The stupid adage that has underpinned our information age — that Information Is Power — should be taken behind the woodshed and put out of its misery. Information isn’t power. It never was. Unless you have power, information is just information. And in our consumerist-entertainment society, information is just that: entertainment.

Think about the live interactive maps that all the major newspapers put up every time there’s a wildfire raging in California. They allow us to watch things burn in real time, to zoom in and see a fire’s progress from thousands of miles away. We have this God-like access to information and yet…it’s useless. It doesn’t do a thing to stop the political power of the industrial machine that’s cooking our planet and killing everything in its path. But it does help pass the time…It’s entertaining for the minute people use it and then move on to consume something else. Pick your favorite sub-genre of journalism and you’ll see it’s all the same.

Like Slow Food, the news flow should be nourishing rather than entertaining (“good, clean, and fair”).
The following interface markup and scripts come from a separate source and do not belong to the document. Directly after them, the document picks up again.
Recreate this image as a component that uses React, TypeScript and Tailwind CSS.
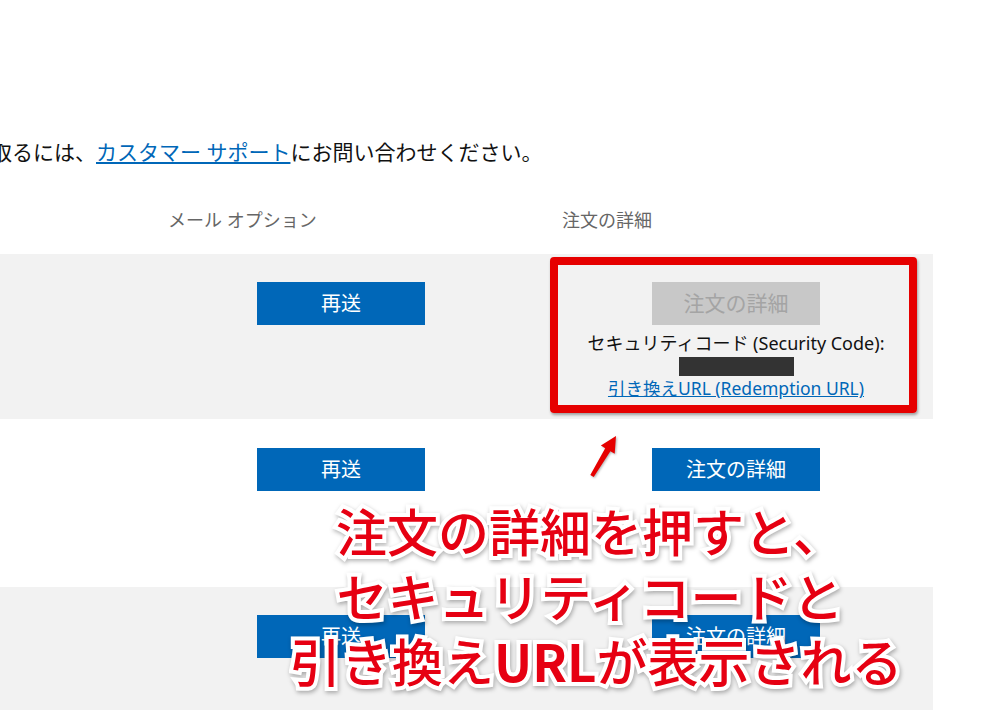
import React from 'react';

const font = { fontFamily: '"Noto Sans", "Noto Sans CJK JP", sans-serif' };

function BlueButton({ label }: { label: string }) {
    return (
        <div className="w-[168px] h-[43px] bg-[#0067b8] text-white text-[20px] flex items-center justify-center">
            {label}
        </div>
    );
}

function OrderRow({ gray, height, top, detail }: { gray: boolean; height: string; top: string; detail?: boolean }) {
    return (
        <div className={`grid grid-cols-[158px_394px_381px] ${height} ${gray ? 'bg-[#f2f2f2]' : 'bg-white'}`}>
            <div />
            <div className={`w-[366px] flex justify-center ${top}`}>
                <BlueButton label="再送" />
            </div>
            <div className={`w-[368px] flex flex-col items-center ${top}`}>
                {detail ? (
                    <>
                        <div className="w-[168px] h-[43px] bg-[#c8c8c8] text-[#a4a4a4] text-[21px] flex items-center justify-center">
                            注文の詳細
                        </div>
                        <p className="mt-[7px] text-[18px] leading-[22px] text-[#111]">セキュリティコード (Security Code):</p>
                        <div className="mt-[3px] w-[115px] h-[19px] bg-[#333]" />
                        <a className="mt-[1px] text-[17.5px] leading-[22px] text-[#0067b8] underline">引き換えURL (Redemption URL)</a>
                    </>
                ) : (
                    <BlueButton label="注文の詳細" />
                )}
            </div>
        </div>
    );
}

export default function App() {
    return (
        <div className="relative w-[1000px] h-[710px] overflow-hidden bg-white" style={font}>
            <p className="pt-[138px] -ml-[9px] text-[21px] leading-[28px] text-[#111] whitespace-nowrap">
                取るには、<a className="text-[#0067b8] underline">カスタマー サポート</a>にお問い合わせください。
            </p>
            <div className="grid grid-cols-[158px_394px_381px] w-[933px] h-[88px] pt-[42px] text-[18px] leading-[24px] text-[#666]">
                <div />
                <div className="px-[10px]">メール オプション</div>
                <div className="px-[10px]">注文の詳細</div>
            </div>
            <div className="w-[933px]">
                <OrderRow gray height="h-[165px]" top="pt-[28px]" detail />
                <OrderRow gray={false} height="h-[168px]" top="pt-[29px]" />
                <OrderRow gray height="h-[140px]" top="pt-[28px]" />
            </div>

            {/* annotation overlay */}
            <div className="absolute left-[550px] top-[257px] w-[367px] h-[156px] border-[8px] border-[#e60000] rounded-[4px] shadow-[1px_2px_3px_rgba(0,0,0,0.35)]" />
            <svg className="absolute left-[580px] top-[425px] [filter:drop-shadow(1px_1px_1px_rgba(0,0,0,0.3))]" width="44" height="56" viewBox="0 0 44 56">
                <path d="M10.3 50 L25.2 23.2 L20.9 20.6 L36 11 L34.7 28.8 L30.4 26.2 L13.7 52 Z" fill="#e60000" />
            </svg>
            <div
                className="absolute left-[290px] top-[498px] w-[600px] text-center text-[51px] leading-[65px] font-medium text-[#e60012] [paint-order:stroke_fill] [-webkit-text-stroke:8px_white] [filter:drop-shadow(1px_2px_2px_rgba(0,0,0,0.3))] whitespace-nowrap"
                style={{ fontFamily: '"Noto Sans CJK JP", sans-serif' }}
            >
                <div>注文の詳細を押すと、</div>
                <div>セキュリティコードと</div>
                <div>引き換え<span className="font-bold">URL</span>が表示される</div>
            </div>
        </div>
    );
}
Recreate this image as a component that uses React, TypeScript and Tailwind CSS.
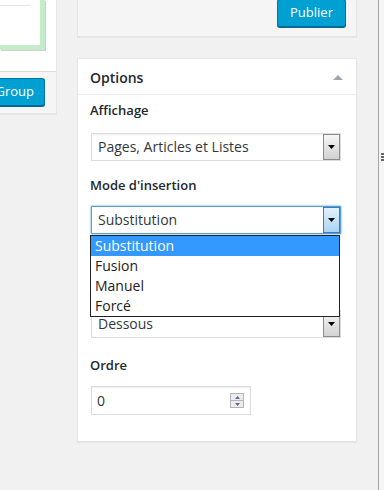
import React from "react"

const font = "font-['Open_Sans','Liberation_Sans',sans-serif]"

function Arrow({ focused = false }: { focused?: boolean }) {
  return (
    <div
      className={`w-[17px] self-stretch flex items-center justify-center border bg-linear-to-b ${
        focused
          ? "border-[#3c7fb1] from-[#e3f1fc] to-[#a9d4f3]"
          : "border-[#8a8a8a] from-[#f6f6f6] to-[#d2d2d2]"
      }`}
    >
      <svg width="7" height="4" viewBox="0 0 7 4">
        <path d="M0 0h7L3.5 4z" fill="#000" />
      </svg>
    </div>
  )
}

function Select({ value, focused = false }: { value: string; focused?: boolean }) {
  return (
    <div
      className={`ml-px w-[250px] h-[28px] flex items-stretch bg-white border ${
        focused
          ? "border-[#5b9dd9] shadow-[0_0_2px_rgba(30,140,190,0.8)]"
          : "border-[#dddddd] shadow-[inset_0_1px_2px_rgba(0,0,0,0.07)]"
      }`}
    >
      <span className="flex-1 pl-[6px] text-[14px] leading-[26px] text-[#32373c] whitespace-nowrap">
        {value}
      </span>
      <Arrow focused={focused} />
    </div>
  )
}

function Label({ children, className = "" }: { children: React.ReactNode; className?: string }) {
  return (
    <div className={`text-[13px] leading-[18px] font-semibold text-[#23282d] ${className}`}>
      {children}
    </div>
  )
}

export default function App() {
  const choices = ["Substitution", "Fusion", "Manuel", "Forcé"]

  return (
    <div className={`w-[384px] h-[490px] bg-[#f1f1f1] flex overflow-hidden ${font}`}>
      {/* left panel, mostly cut off */}
      <div className="w-[57px] shrink-0">
        <div className="border-r border-b border-[#e5e5e5] bg-white shadow-[0_1px_1px_rgba(0,0,0,0.04)]">
          <div className="h-[72px] border-b border-[#dddddd] bg-white">
            <div className="w-[45px] h-[50px] bg-white border-r-[5px] border-b-[5px] border-[#c4ecc9] shadow-[1px_1px_0_#cfcfcf] pt-[5px]">
              <div className="w-[30px] h-px bg-[#e6e6e6]"></div>
            </div>
          </div>
          <div className="h-[41px] bg-[#f5f5f5] flex justify-end items-start pt-[6px] pr-[11px]">
            <button className="shrink-0 h-[28px] px-[10px] rounded-[3px] bg-[#00a0d2] border border-[#0073aa] border-b-[#006799] shadow-[0_1px_0_#006799] text-white text-[13px] whitespace-nowrap">
              Group
            </button>
          </div>
        </div>
      </div>

      {/* sidebar */}
      <div className="w-[280px] ml-[20px] shrink-0">
        <div className="-mt-px border border-t-0 border-[#e5e5e5] bg-[#f5f5f5] shadow-[0_1px_1px_rgba(0,0,0,0.04)] flex justify-end pr-[10px] pb-[9px]">
          <button className="w-[69px] h-[28px] rounded-[3px] bg-[#00a0d2] border border-[#0073aa] border-b-[#006799] shadow-[0_1px_0_#006799] text-white text-[13px]">
            Publier
          </button>
        </div>

        <div className="mt-[21px] border border-[#e5e5e5] bg-white shadow-[0_1px_1px_rgba(0,0,0,0.04)]">
          <div className="h-[36px] border-b border-[#eeeeee] pl-[12px] pr-[13px] pt-px flex items-center justify-between">
            <span className="text-[14px] font-semibold text-[#23282d]">Options</span>
            <svg width="10" height="5" viewBox="0 0 10 5">
              <path d="M0 5L5 0l5 5z" fill="#a0a5aa" />
            </svg>
          </div>

          <div className="px-[12px] pt-[6px] pb-[26px]">
            <Label>Affichage</Label>
            <div className="mt-[14px]">
              <Select value="Pages, Articles et Listes" />
            </div>

            <Label className="mt-[15px]">Mode d'insertion</Label>
            <div className="mt-[12px] relative">
              <Select value="Substitution" focused />
              <ul className="absolute z-10 left-0 top-[29px] w-[250px] bg-white border border-[#222]">
                {choices.map((c, i) => (
                  <li
                    key={c}
                    className={`h-[20px] px-[4px] text-[14px] leading-[20px] ${
                      i === 0 ? "bg-[#3399ff] text-white" : "text-[#222]"
                    }`}
                  >
                    {c}
                  </li>
                ))}
              </ul>
            </div>

            {/* field hidden under the open list */}
            <div className="mt-[76px]">
              <Select value="Dessous" />
            </div>

            <Label className="mt-[18px]">Ordre</Label>
            <div className="mt-[12px] ml-px w-[160px] h-[29px] border border-[#dddddd] bg-white shadow-[inset_0_1px_2px_rgba(0,0,0,0.07)] flex items-center pl-[5px] pr-[6px]">
              <span className="flex-1 text-[14px] text-[#32373c]">0</span>
              <div className="w-[14px] flex flex-col border border-[#b4b4b4]">
                <div className="h-[7px] bg-[#ececec] border-b border-[#b4b4b4] flex items-center justify-center">
                  <svg width="5" height="3" viewBox="0 0 5 3">
                    <path d="M0 3L2.5 0 5 3z" fill="#5a6aa0" />
                  </svg>
                </div>
                <div className="h-[6px] bg-[#ececec] flex items-center justify-center">
                  <svg width="5" height="3" viewBox="0 0 5 3">
                    <path d="M0 0h5L2.5 3z" fill="#5a6aa0" />
                  </svg>
                </div>
              </div>
            </div>
          </div>
        </div>
      </div>

      {/* window edge */}
      <div className="ml-[21px] w-px h-full bg-[#a3a3a3] shrink-0"></div>
      <div className="flex-1 bg-[#f5f5f5] pl-[2px] pt-[153px] flex flex-col gap-px">
        <div className="w-[3px] h-[2px] bg-[#666]"></div>
        <div className="w-[3px] h-[2px] bg-[#666]"></div>
        <div className="w-[3px] h-[2px] bg-[#666]"></div>
      </div>
    </div>
  )
}
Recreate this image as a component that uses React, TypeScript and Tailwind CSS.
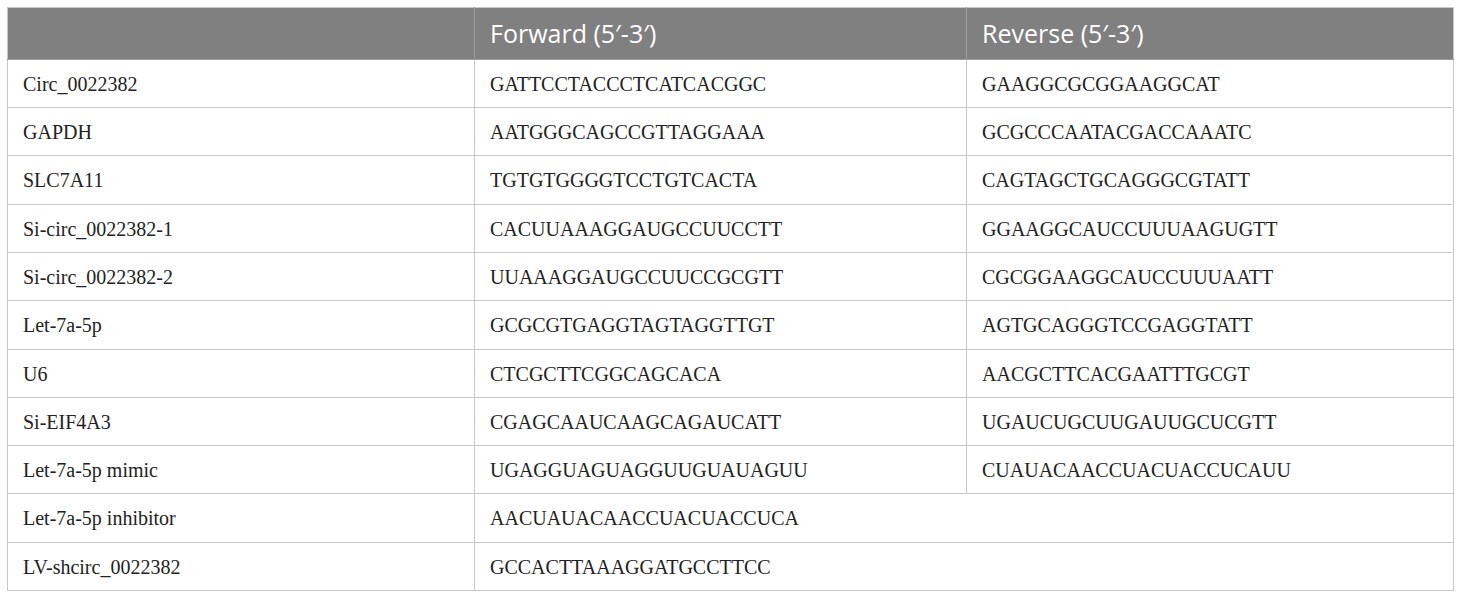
const rows: [string, string, string | null, boolean][] = [
  ["Circ_0022382", "GATTCCTACCCTCATCACGGC", "GAAGGCGCGGAAGGCAT", false],
  ["GAPDH", "AATGGGCAGCCGTTAGGAAA", "GCGCCCAATACGACCAAATC", false],
  ["SLC7A11", "TGTGTGGGGTCCTGTCACTA", "CAGTAGCTGCAGGGCGTATT", true],
  ["Si-circ_0022382-1", "CACUUAAAGGAUGCCUUCCTT", "GGAAGGCAUCCUUUAAGUGTT", false],
  ["Si-circ_0022382-2", "UUAAAGGAUGCCUUCCGCGTT", "CGCGGAAGGCAUCCUUUAATT", false],
  ["Let-7a-5p", "GCGCGTGAGGTAGTAGGTTGT", "AGTGCAGGGTCCGAGGTATT", true],
  ["U6", "CTCGCTTCGGCAGCACA", "AACGCTTCACGAATTTGCGT", false],
  ["Si-EIF4A3", "CGAGCAAUCAAGCAGAUCATT", "UGAUCUGCUUGAUUGCUCGTT", false],
  ["Let-7a-5p mimic", "UGAGGUAGUAGGUUGUAUAGUU", "CUAUACAACCUACUACCUCAUU", false],
  ["Let-7a-5p inhibitor", "AACUAUACAACCUACUACCUCA", null, true],
  ["LV-shcirc_0022382", "GCCACTTAAAGGATGCCTTCC", null, false],
];

const cell = "border border-[#c8c8c8] px-[15px] align-middle";

export default function App() {
  return (
    <div className="bg-white w-[1460px] h-[598px] pt-[7px] pl-[7px]">
      <table className="table-fixed border-collapse w-[1446px] font-['Liberation_Serif',serif] text-[20px] text-[#222]">
        <colgroup>
          <col className="w-[467px]" />
          <col className="w-[492px]" />
          <col className="w-[487px]" />
        </colgroup>
        <thead>
          <tr className="h-[52px] bg-[#808080] text-white font-['Open_Sans',sans-serif] text-[25px] text-left">
            <th className="border border-[#9c9c9c] border-t-[#c8c8c8] border-l-[#c8c8c8] px-[15px] font-normal"></th>
            <th className="border border-[#9c9c9c] border-t-[#c8c8c8] px-[15px] font-normal">Forward (5′-3′)</th>
            <th className="border border-[#9c9c9c] border-t-[#c8c8c8] border-r-[#c8c8c8] px-[15px] font-normal">Reverse (5′-3′)</th>
          </tr>
        </thead>
        <tbody>
          {rows.map(([name, fwd, rev, tall]) => (
            <tr key={name} className={tall ? "h-[49px]" : "h-[48px]"}>
              <td className={cell}>{name}</td>
              {rev === null ? (
                <td className={cell} colSpan={2}>{fwd}</td>
              ) : (
                <>
                  <td className={cell}>{fwd}</td>
                  <td className={cell}>{rev}</td>
                </>
              )}
            </tr>
          ))}
        </tbody>
      </table>
    </div>
  );
}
The Jackpot Blog is designed to slow the news flow down, so there’s time to think, not just react, and above all to feel, without having your attention grabbed and exploited at every twitch of the mouse. Oxytocin flows, you might say, as opposed to dopamine loops. (I’ll cover the more technical aspects of this design in posts to come.) After all, if the House doesn’t get you to play, it can’t “always win.” And isn’t that the real jackpot?

NOTE

[1] I’m not a player, so I have no judgment on this, but I’m not sure whether non-linearity would be true for investors or not; as the saying going, “’In a crisis, all correlations go to one.” Nevertheless, Wilf’s world is run or at least owned by the winners, those for whom the Jackpot was, without irony, exactlly that.